AWS Monthly (Jan ’25): Shattering the 6MB Ceiling

We kicked off 2025 by addressing one of the oldest “bottleneck” complaints in the serverless community. For years, the 6MB payload limit for synchronous Lambda calls forced us into complex workarounds involving S3 pre-signed URLs or asynchronous patterns for anything remotely data-heavy.

In January, AWS officially bumped Lambda response streaming capabilities to 200 MB. Technically, this is a massive shift in how we handle data egress. By implementing the response-stream content type, your functions can now push massive payloads, high-res media, giant JSON blobs, or real-time AI transcriptions directly to the client. This drastically reduces Time to First Byte (TTFB) because the client starts receiving data as it’s generated, rather than waiting for the entire 200MB buffer to close.

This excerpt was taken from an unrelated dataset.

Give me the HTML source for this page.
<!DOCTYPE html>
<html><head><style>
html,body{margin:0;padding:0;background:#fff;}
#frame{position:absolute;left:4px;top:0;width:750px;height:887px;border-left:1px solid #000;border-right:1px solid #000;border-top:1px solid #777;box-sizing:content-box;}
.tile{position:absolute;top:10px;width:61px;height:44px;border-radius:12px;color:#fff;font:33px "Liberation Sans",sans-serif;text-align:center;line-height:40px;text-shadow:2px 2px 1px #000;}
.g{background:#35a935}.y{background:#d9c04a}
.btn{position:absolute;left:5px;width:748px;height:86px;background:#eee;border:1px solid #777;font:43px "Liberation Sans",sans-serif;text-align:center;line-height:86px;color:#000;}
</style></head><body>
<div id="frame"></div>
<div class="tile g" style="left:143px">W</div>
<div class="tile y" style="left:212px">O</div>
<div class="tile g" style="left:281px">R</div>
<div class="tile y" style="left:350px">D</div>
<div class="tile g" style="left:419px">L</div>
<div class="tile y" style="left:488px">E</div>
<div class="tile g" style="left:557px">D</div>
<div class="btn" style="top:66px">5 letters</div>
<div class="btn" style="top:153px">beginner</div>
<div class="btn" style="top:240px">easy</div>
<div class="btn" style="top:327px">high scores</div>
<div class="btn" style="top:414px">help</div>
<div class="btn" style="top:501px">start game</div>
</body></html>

On the storage side, S3 Express One Zone, the high-performance, single-AZ sibling of S3, received a performance profile update. We saw roughly a 15% reduction in latency for small-object GETs. If you’re running high-frequency trading apps or real-time gaming leaderboards, this update effectively lowered your “distance to data.”

Engineering Tip: If you’re still using the old Invoke API for large reports, migrate to streaming. It simplifies your frontend logic and eliminates the need for “interim” S3 buckets.